With no clear recessionary indicators present in the market, long-term mortgages such as the 30-year fixed mortgage reached their highest levels in nine weeks. This week, markets will be looking for more clues on how housing is impacting the economy.

Expect a lot of rate volatility surrounding Thursday’s Existing Home Sales report and Friday’s New Homes Sales report.


The Irrelevance of The University of Michigan Consumer Sentiment Survey

David Kosmecki | January 19, 2007 in Uncategorized | Comments (0)

Today’s University of Michigan Consumer Sentiment survey showed that Americans are feeling terrific about the state of the economy. The index jumped to 98.0 in January from last month’s 91.7 level.
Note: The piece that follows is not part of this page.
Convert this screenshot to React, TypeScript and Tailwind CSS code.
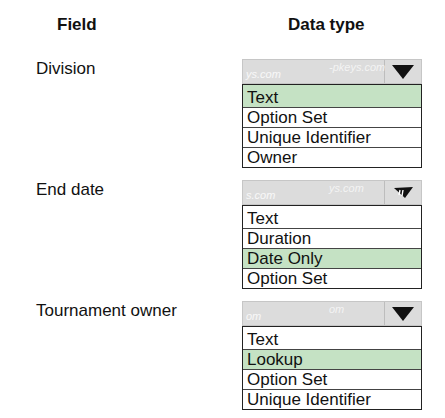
type Field = {
  label: string;
  options: string[];
  selected: string;
  marks: [string, string];
  bent?: boolean;
};

const fields: Field[] = [
  {
    label: 'Division',
    options: ['Text', 'Option Set', 'Unique Identifier', 'Owner'],
    selected: 'Text',
    marks: ['ys.com', '-pkeys.com'],
  },
  {
    label: 'End date',
    options: ['Text', 'Duration', 'Date Only', 'Option Set'],
    selected: 'Date Only',
    marks: ['s.com', 'ys.com'],
    bent: true,
  },
  {
    label: 'Tournament owner',
    options: ['Text', 'Lookup', 'Option Set', 'Unique Identifier'],
    selected: 'Lookup',
    marks: ['om', 'om'],
  },
];

function Arrow({ bent }: { bent?: boolean }) {
  if (bent) {
    return (
      <svg width="22" height="14" viewBox="0 0 22 14">
        <polygon points="2,2 21,1 13,12" fill="#111" />
        <path d="M8 4 L7 9 M11 4 L10 10" stroke="#fff" strokeWidth="1.4" />
      </svg>
    );
  }
  return (
    <svg width="22" height="14" viewBox="0 0 22 14">
      <polygon points="0,0 22,0 11,14" fill="#111" />
    </svg>
  );
}

function Dropdown({ field }: { field: Field }) {
  return (
    <div className="w-[180px]">
      {/* closed select bar, faint stamp text over it */}
      <div className="relative flex h-[25px] border border-[#c6c6c6] bg-[#dcdcdc]">
        <div className="flex-1" />
        <div className="flex w-[37px] items-center justify-center border-l border-[#bdbdbd]">
          <Arrow bent={field.bent} />
        </div>
        <span className="absolute left-[3px] top-[8px] text-[11px] leading-[13px] italic text-white/80">
          {field.marks[0]}
        </span>
        <span className="absolute left-[86px] top-[1px] text-[11px] leading-[13px] italic text-white/70">
          {field.marks[1]}
        </span>
      </div>
      {/* option list */}
      <div className="border border-[#222] bg-white">
        {field.options.map((opt, i) => (
          <div
            key={opt}
            className={`pl-[4px] leading-[19px] ${i === 0 ? 'pt-[3px]' : 'border-t border-[#444]'} ${
              opt === field.selected ? 'bg-[#c5e2c4]' : ''
            }`}
          >
            {opt}
          </div>
        ))}
      </div>
    </div>
  );
}

export default function App() {
  return (
    <div className="h-[418px] w-[445px] bg-white pl-[36px] pt-[15px] font-['Liberation_Sans',Arial,sans-serif] text-[17px] text-[#111]">
      <div className="grid grid-cols-[206px_180px] font-bold leading-[20px]">
        <div className="pl-[21px]">Field</div>
        <div className="pl-[46px]">Data type</div>
      </div>

      <div className="mt-[24px] flex flex-col gap-[12px]">
        {fields.map((f) => (
          <div key={f.label} className="grid grid-cols-[206px_180px]">
            <div className="leading-[20px]">{f.label}</div>
            <Dropdown field={f} />
          </div>
        ))}
      </div>
    </div>
  );
}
On a broader level, this is not an important piece of data for mortgage markets. The idea is that a more confident consumer will spend more money on goods and services and that will propel the economy forward. However, there is a no direct connection between how a person feels about the economy, and how they spend their own money. We only need to look at our own lives to figure that piece out.

More likely to roil markets today are speeches from Fed Presidents Lacker (Richmond) and Hoenig (Kansas City). With traders already on edge, they’ll be looking for Fed insight on inflation.


The Housing Engine That Won’t Slow Down

David Kosmecki | January 18, 2007 in Uncategorized | Comments (0)

Housing Starts handily beat economists’ expectations this morning and CPI showed strength, too, sustaining the market momentum that has trended mortgage rates higher over the last 30 days.

The Federal Open Market Committee has repeatedly told us that it expects the economy to slow down in 2007, led by a weakening housing market. And yet, housing refuses to die. The unexpectedly high number of homes that broke ground and building permits that were issued in December is giving markets something to think about.

Is the worst of the housing slump over, or did unseasonably warm weather stoke the figures? Nobody seems to be sure just yet. After opening down on the day, mortgage markets have recovered to flat.